## INFORMATION PROVIDED
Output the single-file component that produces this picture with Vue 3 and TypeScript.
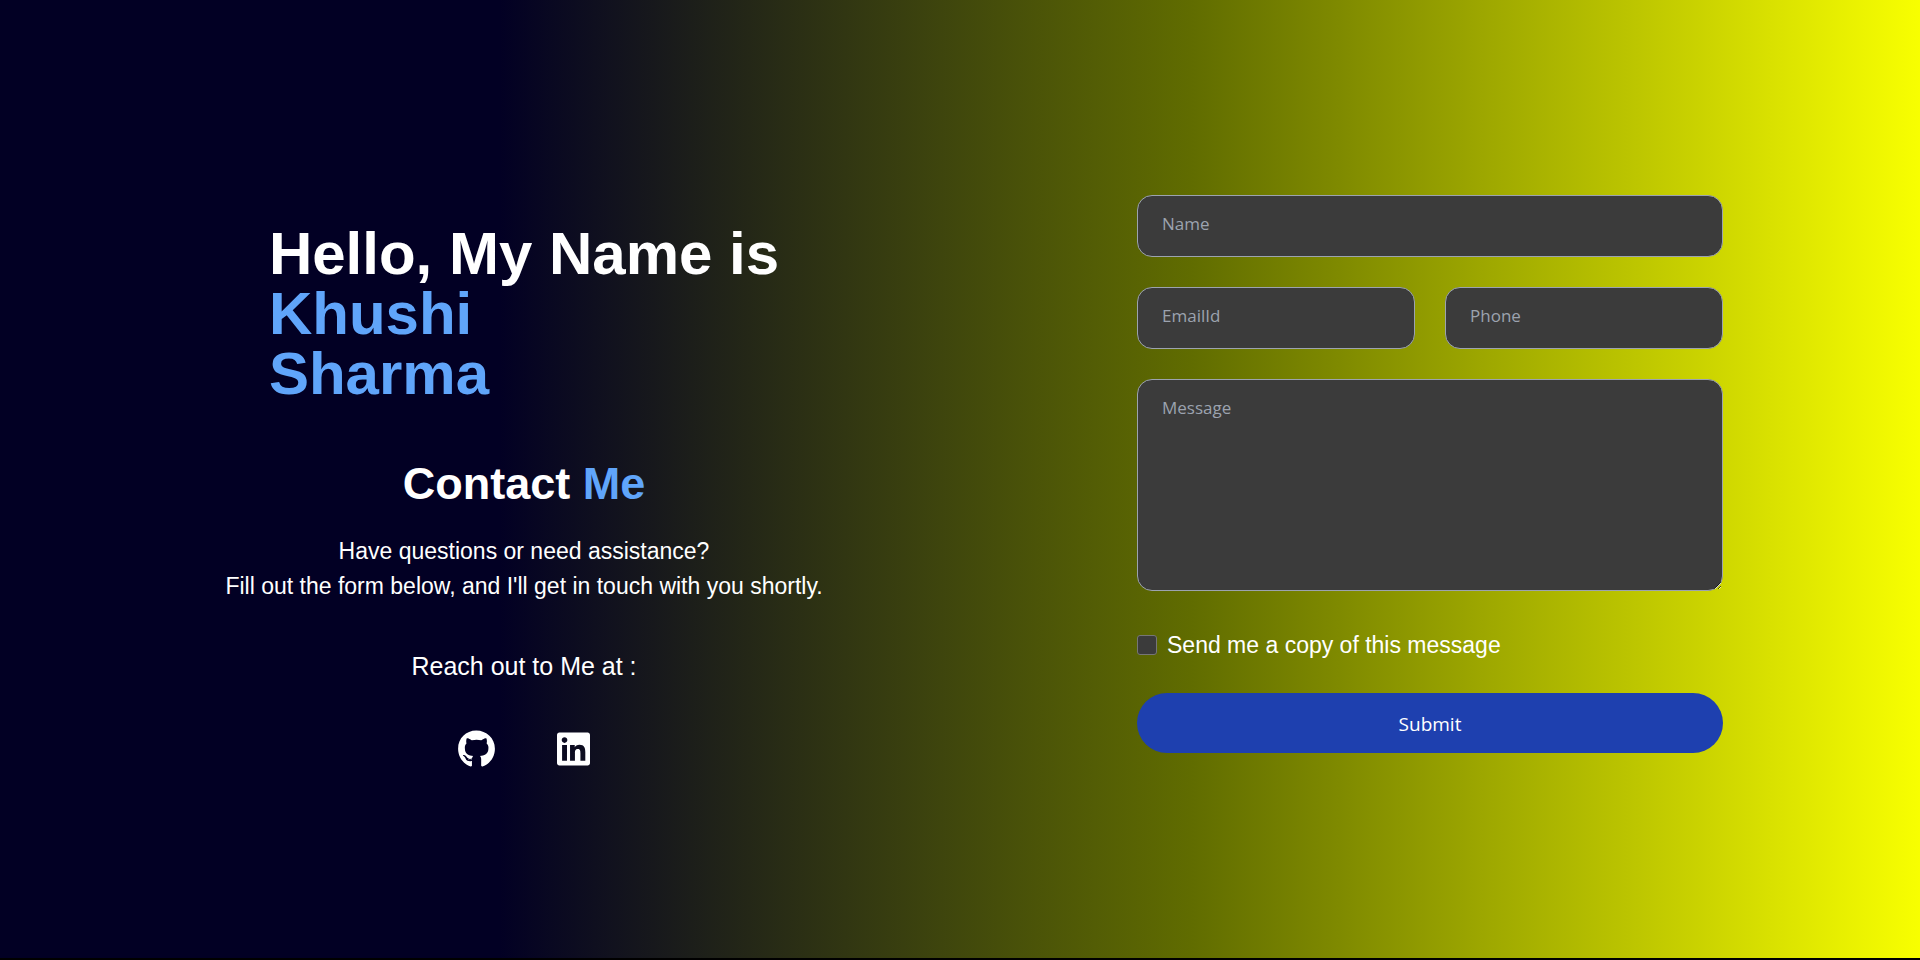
<script setup lang="ts">
import { reactive } from 'vue'

const form = reactive({ name: '', email: '', phone: '', message: '', copy: false })

function submit(): void {
  form.name = form.email = form.phone = form.message = ''
  form.copy = false
}
</script>

<template>
  <main class="contact">
    <section class="intro">
      <h1 class="greeting">
        Hello, My Name is<br />
        <span class="accent">Khushi<br />Sharma</span>
      </h1>
      <h2 class="title">Contact <span class="accent">Me</span></h2>
      <p class="lead">
        Have questions or need assistance?<br />
        Fill out the form below, and I'll get in touch with you shortly.
      </p>
      <p class="reach">Reach out to Me at :</p>
      <nav class="social">
        <a href="#github" aria-label="GitHub">
          <svg viewBox="0 0 496 512" width="37" height="38" fill="currentColor">
            <path d="M165.9 397.4c0 2-2.3 3.6-5.2 3.6-3.3.3-5.6-1.3-5.6-3.6 0-2 2.3-3.6 5.2-3.6 3-.3 5.6 1.3 5.6 3.6zm-31.1-4.5c-.7 2 1.3 4.3 4.3 4.9 2.6 1 5.6 0 6.2-2s-1.3-4.3-4.3-5.2c-2.6-.7-5.5.3-6.2 2.3zm44.2-1.7c-2.9.7-4.9 2.6-4.6 4.9.3 2 2.9 3.3 5.9 2.6 2.9-.7 4.9-2.6 4.6-4.6-.3-1.9-3-3.2-5.9-2.9zM244.8 8C106.1 8 0 113.3 0 252c0 110.9 69.8 205.8 169.5 239.2 12.8 2.3 17.3-5.6 17.3-12.1 0-6.2-.3-40.4-.3-61.4 0 0-70 15-84.7-29.8 0 0-11.4-29.1-27.8-36.6 0 0-22.9-15.7 1.6-15.4 0 0 24.9 2 38.6 25.8 21.9 38.6 58.6 27.5 72.9 20.9 2.3-16 8.8-27.1 16-33.7-55.9-6.2-112.3-14.3-112.3-110.5 0-27.5 7.6-41.3 23.6-58.9-2.6-6.5-11.1-33.3 2.6-67.9 20.9-6.5 69 27 69 27 20-5.6 41.5-8.5 62.8-8.5s42.8 2.9 62.8 8.5c0 0 48.1-33.6 69-27 13.7 34.7 5.2 61.4 2.6 67.9 16 17.7 25.8 31.5 25.8 58.9 0 96.5-58.9 104.2-114.8 110.5 9.2 7.9 17 22.9 17 46.4 0 33.7-.3 75.4-.3 83.6 0 6.5 4.6 14.4 17.3 12.1C428.2 457.8 496 362.9 496 252 496 113.3 383.5 8 244.8 8z" />
          </svg>
        </a>
        <a href="#linkedin" aria-label="LinkedIn">
          <svg viewBox="0 0 448 512" width="33" height="38" fill="currentColor">
            <path d="M416 32H31.9C14.3 32 0 46.5 0 64.3v383.4C0 465.5 14.3 480 31.9 480H416c17.6 0 32-14.5 32-32.3V64.3c0-17.8-14.4-32.3-32-32.3zM135.4 416H69V202.2h66.5V416zm-33.2-243c-21.3 0-38.5-17.3-38.5-38.5S80.9 96 102.2 96c21.2 0 38.5 17.3 38.5 38.5 0 21.3-17.2 38.5-38.5 38.5zm282.1 243h-66.4V312c0-24.8-.5-56.7-34.5-56.7-34.6 0-39.9 27-39.9 54.9V416h-66.4V202.2h63.7v29.2h.9c8.9-16.8 30.6-34.5 62.9-34.5 67.2 0 79.7 44.3 79.7 101.9V416z" />
          </svg>
        </a>
      </nav>
    </section>

    <form class="form" @submit.prevent="submit">
      <input v-model="form.name" class="field" type="text" placeholder="Name" aria-label="Name" />
      <div class="pair">
        <input v-model="form.email" class="field" type="email" placeholder="EmailId" aria-label="EmailId" />
        <input v-model="form.phone" class="field" type="tel" placeholder="Phone" aria-label="Phone" />
      </div>
      <textarea v-model="form.message" class="field message" placeholder="Message" aria-label="Message"></textarea>
      <label class="copy" for="copy">
        <input id="copy" v-model="form.copy" class="tick" type="checkbox" />
        Send me a copy of this message
      </label>
      <button class="submit" type="submit">Submit</button>
    </form>
  </main>
</template>

<style>
body {
  background: #000;
}
</style>

<style scoped>
.contact {
  box-sizing: border-box;
  min-height: calc(100vh - 2px);
  padding: 0 197px 10px;
  display: grid;
  grid-template-columns: minmax(0, 654fr) minmax(0, 586fr);
  column-gap: 286px;
  align-items: center;
  color: #fff;
  font-family: "Liberation Sans", Arial, sans-serif;
  background: linear-gradient(90deg, #020024 26%, #606c00 62%, #f8ff00 100%);
}

.intro {
  display: flex;
  flex-direction: column;
  align-items: center;
  padding-top: 44px;
  white-space: nowrap;
}

h1,
h2,
p {
  margin: 0;
}

.accent {
  color: #60a5fa;
}

.greeting {
  font-size: 60px;
  line-height: 60px;
}

.title {
  margin-top: 56px;
  font-size: 45px;
  line-height: 48px;
}

.lead {
  margin-top: 26px;
  font-size: 23px;
  line-height: 35px;
  text-align: center;
}

.reach {
  margin-top: 44px;
  font-size: 25px;
  line-height: 36px;
}

.social {
  display: flex;
  gap: 62px;
  margin-top: 46px;
}

.social a {
  display: flex;
  color: #fff;
}

.form {
  display: flex;
  flex-direction: column;
}

.field {
  box-sizing: border-box;
  width: 100%;
  height: 62px;
  padding: 13px 24px 19px;
  border: 1px solid #9ca3af;
  border-radius: 15px;
  background: #3b3b3b;
  color: #fff;
  font: 17px/28px "Open Sans", "Noto Sans", sans-serif;
}

.field::placeholder {
  color: #9ca3af;
  opacity: 1;
}

.pair {
  display: grid;
  grid-template-columns: 1fr 1fr;
  gap: 30px;
  margin: 30px 0;
}

.message {
  display: block;
  height: 212px;
  padding-top: 14px;
}

.copy {
  display: flex;
  align-items: center;
  gap: 10px;
  margin-top: 36px;
  font-size: 23px;
  line-height: 36px;
}

.tick {
  box-sizing: border-box;
  appearance: none;
  width: 20px;
  height: 20px;
  margin: 0;
  border: 1px solid #767676;
  border-radius: 3px;
  background: #3b3b3b;
}

.tick:checked {
  background: #1e40af;
}

.submit {
  height: 60px;
  margin-top: 30px;
  padding: 2px 24px 0;
  border: 0;
  border-radius: 30px;
  background: #1e40af;
  color: #fff;
  font: 19px/28px "Open Sans", "Noto Sans", sans-serif;
}
</style>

## TASK
Restate the listing above word for word, and skip the pictures.

## EXERCISE OUTPUT
Output the single-file component that produces this picture with Vue 3 and TypeScript.
<script setup lang="ts">
import { reactive } from 'vue'

const form = reactive({ name: '', email: '', phone: '', message: '', copy: false })

function submit(): void {
  form.name = form.email = form.phone = form.message = ''
  form.copy = false
}
</script>

<template>
  <main class="contact">
    <section class="intro">
      <h1 class="greeting">
        Hello, My Name is<br />
        <span class="accent">Khushi<br />Sharma</span>
      </h1>
      <h2 class="title">Contact <span class="accent">Me</span></h2>
      <p class="lead">
        Have questions or need assistance?<br />
        Fill out the form below, and I'll get in touch with you shortly.
      </p>
      <p class="reach">Reach out to Me at :</p>
      <nav class="social">
        <a href="#github" aria-label="GitHub">
          <svg viewBox="0 0 496 512" width="37" height="38" fill="currentColor">
            <path d="M165.9 397.4c0 2-2.3 3.6-5.2 3.6-3.3.3-5.6-1.3-5.6-3.6 0-2 2.3-3.6 5.2-3.6 3-.3 5.6 1.3 5.6 3.6zm-31.1-4.5c-.7 2 1.3 4.3 4.3 4.9 2.6 1 5.6 0 6.2-2s-1.3-4.3-4.3-5.2c-2.6-.7-5.5.3-6.2 2.3zm44.2-1.7c-2.9.7-4.9 2.6-4.6 4.9.3 2 2.9 3.3 5.9 2.6 2.9-.7 4.9-2.6 4.6-4.6-.3-1.9-3-3.2-5.9-2.9zM244.8 8C106.1 8 0 113.3 0 252c0 110.9 69.8 205.8 169.5 239.2 12.8 2.3 17.3-5.6 17.3-12.1 0-6.2-.3-40.4-.3-61.4 0 0-70 15-84.7-29.8 0 0-11.4-29.1-27.8-36.6 0 0-22.9-15.7 1.6-15.4 0 0 24.9 2 38.6 25.8 21.9 38.6 58.6 27.5 72.9 20.9 2.3-16 8.8-27.1 16-33.7-55.9-6.2-112.3-14.3-112.3-110.5 0-27.5 7.6-41.3 23.6-58.9-2.6-6.5-11.1-33.3 2.6-67.9 20.9-6.5 69 27 69 27 20-5.6 41.5-8.5 62.8-8.5s42.8 2.9 62.8 8.5c0 0 48.1-33.6 69-27 13.7 34.7 5.2 61.4 2.6 67.9 16 17.7 25.8 31.5 25.8 58.9 0 96.5-58.9 104.2-114.8 110.5 9.2 7.9 17 22.9 17 46.4 0 33.7-.3 75.4-.3 83.6 0 6.5 4.6 14.4 17.3 12.1C428.2 457.8 496 362.9 496 252 496 113.3 383.5 8 244.8 8z" />
          </svg>
        </a>
        <a href="#linkedin" aria-label="LinkedIn">
          <svg viewBox="0 0 448 512" width="33" height="38" fill="currentColor">
            <path d="M416 32H31.9C14.3 32 0 46.5 0 64.3v383.4C0 465.5 14.3 480 31.9 480H416c17.6 0 32-14.5 32-32.3V64.3c0-17.8-14.4-32.3-32-32.3zM135.4 416H69V202.2h66.5V416zm-33.2-243c-21.3 0-38.5-17.3-38.5-38.5S80.9 96 102.2 96c21.2 0 38.5 17.3 38.5 38.5 0 21.3-17.2 38.5-38.5 38.5zm282.1 243h-66.4V312c0-24.8-.5-56.7-34.5-56.7-34.6 0-39.9 27-39.9 54.9V416h-66.4V202.2h63.7v29.2h.9c8.9-16.8 30.6-34.5 62.9-34.5 67.2 0 79.7 44.3 79.7 101.9V416z" />
          </svg>
        </a>
      </nav>
    </section>

    <form class="form" @submit.prevent="submit">
      <input v-model="form.name" class="field" type="text" placeholder="Name" aria-label="Name" />
      <div class="pair">
        <input v-model="form.email" class="field" type="email" placeholder="EmailId" aria-label="EmailId" />
        <input v-model="form.phone" class="field" type="tel" placeholder="Phone" aria-label="Phone" />
      </div>
      <textarea v-model="form.message" class="field message" placeholder="Message" aria-label="Message"></textarea>
      <label class="copy" for="copy">
        <input id="copy" v-model="form.copy" class="tick" type="checkbox" />
        Send me a copy of this message
      </label>
      <button class="submit" type="submit">Submit</button>
    </form>
  </main>
</template>

<style>
body {
  background: #000;
}
</style>

<style scoped>
.contact {
  box-sizing: border-box;
  min-height: calc(100vh - 2px);
  padding: 0 197px 10px;
  display: grid;
  grid-template-columns: minmax(0, 654fr) minmax(0, 586fr);
  column-gap: 286px;
  align-items: center;
  color: #fff;
  font-family: "Liberation Sans", Arial, sans-serif;
  background: linear-gradient(90deg, #020024 26%, #606c00 62%, #f8ff00 100%);
}

.intro {
  display: flex;
  flex-direction: column;
  align-items: center;
  padding-top: 44px;
  white-space: nowrap;
}

h1,
h2,
p {
  margin: 0;
}

.accent {
  color: #60a5fa;
}

.greeting {
  font-size: 60px;
  line-height: 60px;
}

.title {
  margin-top: 56px;
  font-size: 45px;
  line-height: 48px;
}

.lead {
  margin-top: 26px;
  font-size: 23px;
  line-height: 35px;
  text-align: center;
}

.reach {
  margin-top: 44px;
  font-size: 25px;
  line-height: 36px;
}

.social {
  display: flex;
  gap: 62px;
  margin-top: 46px;
}

.social a {
  display: flex;
  color: #fff;
}

.form {
  display: flex;
  flex-direction: column;
}

.field {
  box-sizing: border-box;
  width: 100%;
  height: 62px;
  padding: 13px 24px 19px;
  border: 1px solid #9ca3af;
  border-radius: 15px;
  background: #3b3b3b;
  color: #fff;
  font: 17px/28px "Open Sans", "Noto Sans", sans-serif;
}

.field::placeholder {
  color: #9ca3af;
  opacity: 1;
}

.pair {
  display: grid;
  grid-template-columns: 1fr 1fr;
  gap: 30px;
  margin: 30px 0;
}

.message {
  display: block;
  height: 212px;
  padding-top: 14px;
}

.copy {
  display: flex;
  align-items: center;
  gap: 10px;
  margin-top: 36px;
  font-size: 23px;
  line-height: 36px;
}

.tick {
  box-sizing: border-box;
  appearance: none;
  width: 20px;
  height: 20px;
  margin: 0;
  border: 1px solid #767676;
  border-radius: 3px;
  background: #3b3b3b;
}

.tick:checked {
  background: #1e40af;
}

.submit {
  height: 60px;
  margin-top: 30px;
  padding: 2px 24px 0;
  border: 0;
  border-radius: 30px;
  background: #1e40af;
  color: #fff;
  font: 19px/28px "Open Sans", "Noto Sans", sans-serif;
}
</style>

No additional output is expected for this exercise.